Thanks. Didn't want to give up my '02 Civic but having four cars to three drivers didn't make sense. I am still amazed at having purchased the CT for less than $6K (didn't low ball, not that type) last year. It feels good to buy a used but fully functional and decent condition vehicle for a song. Just touched up some rock chips on it this weekend when I bought the touch up pen middle of 2020 haha.
Deal Addict
Sep 22, 2009
3241 posts
2106 upvotes
Markham
1. Ask for maintenance record to see if maintenance was performed as per maintenance schedule.

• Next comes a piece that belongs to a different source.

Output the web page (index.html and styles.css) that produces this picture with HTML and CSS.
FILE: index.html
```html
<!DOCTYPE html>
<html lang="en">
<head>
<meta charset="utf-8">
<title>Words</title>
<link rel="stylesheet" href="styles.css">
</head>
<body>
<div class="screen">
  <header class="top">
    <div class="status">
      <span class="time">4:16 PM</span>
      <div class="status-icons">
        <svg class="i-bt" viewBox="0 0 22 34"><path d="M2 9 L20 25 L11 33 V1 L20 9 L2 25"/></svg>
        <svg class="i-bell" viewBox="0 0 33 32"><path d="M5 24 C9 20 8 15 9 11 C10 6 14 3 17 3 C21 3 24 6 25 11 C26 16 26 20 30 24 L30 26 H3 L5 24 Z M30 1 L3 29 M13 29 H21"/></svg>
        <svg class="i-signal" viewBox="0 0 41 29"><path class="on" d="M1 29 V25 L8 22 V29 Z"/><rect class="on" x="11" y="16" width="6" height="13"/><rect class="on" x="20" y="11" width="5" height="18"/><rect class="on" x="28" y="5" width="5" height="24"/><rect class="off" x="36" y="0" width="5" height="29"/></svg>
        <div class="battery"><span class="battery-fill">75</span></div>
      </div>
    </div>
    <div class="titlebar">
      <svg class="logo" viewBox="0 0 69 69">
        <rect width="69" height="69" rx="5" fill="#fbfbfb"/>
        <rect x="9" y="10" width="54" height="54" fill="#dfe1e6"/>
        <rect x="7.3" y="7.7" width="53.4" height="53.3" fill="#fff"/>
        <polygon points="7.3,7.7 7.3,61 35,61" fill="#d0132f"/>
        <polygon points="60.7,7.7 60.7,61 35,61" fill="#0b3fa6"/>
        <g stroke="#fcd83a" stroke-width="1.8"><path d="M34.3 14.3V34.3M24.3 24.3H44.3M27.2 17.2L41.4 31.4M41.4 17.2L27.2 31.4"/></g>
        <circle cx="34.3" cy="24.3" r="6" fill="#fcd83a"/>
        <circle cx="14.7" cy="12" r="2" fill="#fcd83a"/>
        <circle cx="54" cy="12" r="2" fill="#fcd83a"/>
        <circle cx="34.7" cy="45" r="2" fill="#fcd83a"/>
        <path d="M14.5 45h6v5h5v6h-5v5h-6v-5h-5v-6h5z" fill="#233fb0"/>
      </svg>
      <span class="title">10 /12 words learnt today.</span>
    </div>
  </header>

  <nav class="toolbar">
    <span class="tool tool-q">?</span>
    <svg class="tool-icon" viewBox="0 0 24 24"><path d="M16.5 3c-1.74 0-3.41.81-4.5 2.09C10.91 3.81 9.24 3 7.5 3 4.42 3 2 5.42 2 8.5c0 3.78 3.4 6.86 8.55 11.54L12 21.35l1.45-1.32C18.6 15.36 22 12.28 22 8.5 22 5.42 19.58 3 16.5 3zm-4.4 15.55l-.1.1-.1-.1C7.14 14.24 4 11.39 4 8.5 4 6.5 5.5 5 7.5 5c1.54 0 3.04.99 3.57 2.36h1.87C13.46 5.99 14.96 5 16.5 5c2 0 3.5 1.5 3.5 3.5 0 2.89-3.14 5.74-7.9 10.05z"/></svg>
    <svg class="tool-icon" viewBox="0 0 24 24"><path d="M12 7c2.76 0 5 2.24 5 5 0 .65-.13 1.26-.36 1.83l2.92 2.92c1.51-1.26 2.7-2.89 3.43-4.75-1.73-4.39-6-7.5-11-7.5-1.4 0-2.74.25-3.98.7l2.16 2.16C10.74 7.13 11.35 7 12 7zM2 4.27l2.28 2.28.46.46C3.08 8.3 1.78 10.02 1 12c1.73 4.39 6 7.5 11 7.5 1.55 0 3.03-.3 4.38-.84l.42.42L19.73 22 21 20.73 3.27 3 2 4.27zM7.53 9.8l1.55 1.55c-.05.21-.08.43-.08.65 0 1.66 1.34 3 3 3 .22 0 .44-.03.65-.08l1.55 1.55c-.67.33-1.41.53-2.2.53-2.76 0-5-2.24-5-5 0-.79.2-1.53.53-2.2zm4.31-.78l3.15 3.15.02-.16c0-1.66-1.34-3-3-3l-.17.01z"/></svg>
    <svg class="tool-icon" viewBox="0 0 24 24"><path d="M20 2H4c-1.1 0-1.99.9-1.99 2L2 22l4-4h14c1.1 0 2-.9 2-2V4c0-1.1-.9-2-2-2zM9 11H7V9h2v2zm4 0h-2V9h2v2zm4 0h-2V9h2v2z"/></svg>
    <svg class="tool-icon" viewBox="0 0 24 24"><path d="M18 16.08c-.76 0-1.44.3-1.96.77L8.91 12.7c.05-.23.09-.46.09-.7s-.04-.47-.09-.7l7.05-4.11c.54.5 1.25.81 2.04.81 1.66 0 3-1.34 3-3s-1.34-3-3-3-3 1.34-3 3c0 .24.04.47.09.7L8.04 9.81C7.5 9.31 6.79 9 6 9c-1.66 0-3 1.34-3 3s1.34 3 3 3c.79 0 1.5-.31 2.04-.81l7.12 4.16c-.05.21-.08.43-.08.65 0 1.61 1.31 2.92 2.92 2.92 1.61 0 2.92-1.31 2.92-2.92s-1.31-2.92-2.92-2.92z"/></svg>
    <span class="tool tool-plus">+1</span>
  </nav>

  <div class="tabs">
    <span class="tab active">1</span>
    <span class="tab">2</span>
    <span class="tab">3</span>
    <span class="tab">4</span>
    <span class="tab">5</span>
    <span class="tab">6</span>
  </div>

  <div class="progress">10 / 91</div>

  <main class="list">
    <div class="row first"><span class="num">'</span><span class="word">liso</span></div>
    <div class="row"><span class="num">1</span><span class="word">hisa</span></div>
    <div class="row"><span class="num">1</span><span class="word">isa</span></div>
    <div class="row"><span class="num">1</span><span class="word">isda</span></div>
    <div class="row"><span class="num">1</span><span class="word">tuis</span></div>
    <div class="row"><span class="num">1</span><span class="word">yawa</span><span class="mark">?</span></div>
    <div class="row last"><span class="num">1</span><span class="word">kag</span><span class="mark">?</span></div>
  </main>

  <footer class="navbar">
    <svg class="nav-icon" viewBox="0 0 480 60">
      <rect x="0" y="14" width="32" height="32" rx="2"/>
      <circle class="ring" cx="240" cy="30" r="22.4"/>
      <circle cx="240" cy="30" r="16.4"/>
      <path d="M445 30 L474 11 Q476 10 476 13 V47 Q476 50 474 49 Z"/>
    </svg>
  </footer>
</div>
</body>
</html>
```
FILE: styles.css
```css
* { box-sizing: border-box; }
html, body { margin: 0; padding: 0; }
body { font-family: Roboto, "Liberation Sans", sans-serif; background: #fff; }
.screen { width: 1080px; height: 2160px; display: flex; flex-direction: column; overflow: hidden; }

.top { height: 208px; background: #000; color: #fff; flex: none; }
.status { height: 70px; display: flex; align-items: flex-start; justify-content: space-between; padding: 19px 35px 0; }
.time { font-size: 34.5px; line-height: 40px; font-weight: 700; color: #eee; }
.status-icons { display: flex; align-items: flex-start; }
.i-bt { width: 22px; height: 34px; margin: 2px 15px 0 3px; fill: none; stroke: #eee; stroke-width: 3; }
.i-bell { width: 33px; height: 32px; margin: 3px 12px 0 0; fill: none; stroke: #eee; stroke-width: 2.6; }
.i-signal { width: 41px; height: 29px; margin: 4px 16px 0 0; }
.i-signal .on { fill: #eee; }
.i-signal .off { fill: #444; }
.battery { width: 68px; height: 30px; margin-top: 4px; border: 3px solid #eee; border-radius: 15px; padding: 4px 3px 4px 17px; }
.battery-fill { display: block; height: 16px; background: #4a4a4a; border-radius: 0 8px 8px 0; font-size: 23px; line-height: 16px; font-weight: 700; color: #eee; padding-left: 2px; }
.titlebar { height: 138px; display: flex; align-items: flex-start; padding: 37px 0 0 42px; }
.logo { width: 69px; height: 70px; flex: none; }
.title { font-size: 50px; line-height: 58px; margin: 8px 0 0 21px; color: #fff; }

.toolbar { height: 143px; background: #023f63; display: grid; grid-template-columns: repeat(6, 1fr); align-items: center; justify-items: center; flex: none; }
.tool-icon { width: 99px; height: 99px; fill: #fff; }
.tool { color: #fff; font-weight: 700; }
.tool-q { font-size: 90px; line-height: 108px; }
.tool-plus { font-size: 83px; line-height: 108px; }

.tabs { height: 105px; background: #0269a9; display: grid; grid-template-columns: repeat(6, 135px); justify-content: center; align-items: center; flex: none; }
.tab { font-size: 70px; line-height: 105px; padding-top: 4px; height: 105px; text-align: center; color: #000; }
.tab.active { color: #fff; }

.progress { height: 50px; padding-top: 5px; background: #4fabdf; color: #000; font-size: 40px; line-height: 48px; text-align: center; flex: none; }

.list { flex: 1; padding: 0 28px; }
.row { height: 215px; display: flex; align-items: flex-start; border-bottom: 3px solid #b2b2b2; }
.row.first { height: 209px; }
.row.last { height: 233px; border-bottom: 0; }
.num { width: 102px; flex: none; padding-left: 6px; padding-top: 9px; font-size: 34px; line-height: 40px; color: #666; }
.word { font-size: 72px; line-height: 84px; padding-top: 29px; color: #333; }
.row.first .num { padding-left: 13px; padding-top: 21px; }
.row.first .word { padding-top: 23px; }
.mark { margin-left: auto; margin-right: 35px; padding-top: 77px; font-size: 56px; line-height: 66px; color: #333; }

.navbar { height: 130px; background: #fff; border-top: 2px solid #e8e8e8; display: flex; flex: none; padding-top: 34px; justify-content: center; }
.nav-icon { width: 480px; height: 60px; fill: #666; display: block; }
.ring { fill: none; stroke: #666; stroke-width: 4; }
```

2. Request the seller to take the vehicle to a garage of your choice (and at your expense) for an inspection with engine compression test. From this inspection, you will get a pretty good idea the TRUE condition of the vehicle. You can tell the mechanic if the vehicle is in poor condition, stop the inspection (not to waste your time and money). This inspection with compression test will run you anywhere from $50-300...pending on how far you want to go.